On the other hand, there's the possibility that by trying to recruit women specifically, that their hiring process could improve. But who is going to take such a risk when they've already got a working process, and no solid argument that changing it will bring in better workers.


> You're introducing a logical fallacy here too, by arguing that "all white turkeys are gone," which is absolutely not the case for hiring male developers.

I'm not arguing that either, but even if I was, it wouldn't be a logical fallacy as much as it would be an empirically testable fact, and if I was wrong it would be a factual error, not a logical fallacy.

> It is lowering standards if you have to transition from a working recruitment process to one which may not work, but ticks a diversity box.

I don't see how that lowers standards, it might just be ineffective.

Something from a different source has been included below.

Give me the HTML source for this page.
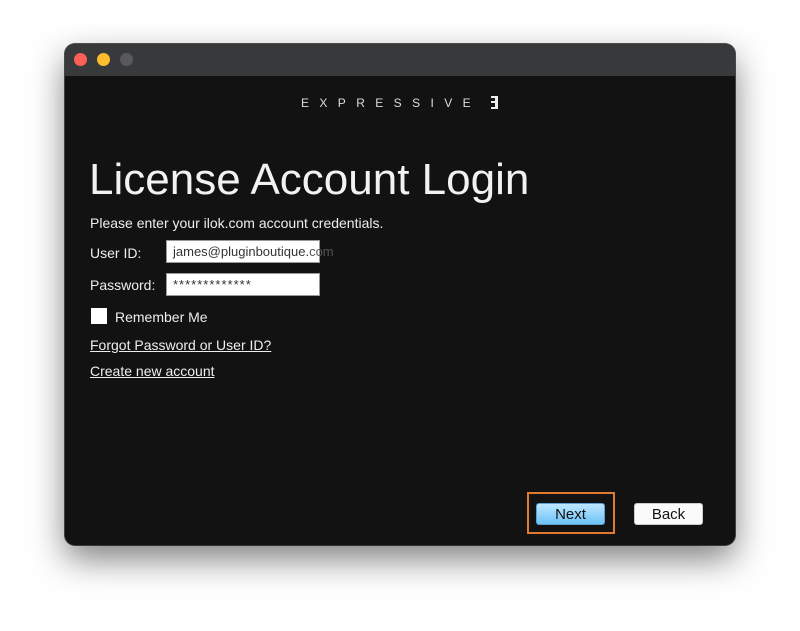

The salient point being that lowering standards is about standards (i.e. "fatness of turkeys"), not how many people you hire (number of turkeys).

Now if you want to argue about whether specifically recruiting women would be _effective_, that's a different conversation, but my OP stands on logical grounds.


Two problems:

1.) You're not catching all the white turkeys. You are catching 9 white to 1 grey because that's the distribution of the population the turkeys wandering into your feed trap come from. Often your traps(small startup) will contain 10 white turkeys and zero grey turkeys when you check them.

2.) Women are not an untapped market.


Internal hiring data from $big_corp disagrees with both 1) and 2).


I remember math lectures from my studies. There were ~400 students and <10 females among them. Good luck hiring female engineers, if you find one.


Were these engineering math (DEs, linear algebra) or actual math classes (Real Analysis, Number Theory, etc...)

The ratio in my studies 10 years ago was much, much better in math degree courses than engineering courses.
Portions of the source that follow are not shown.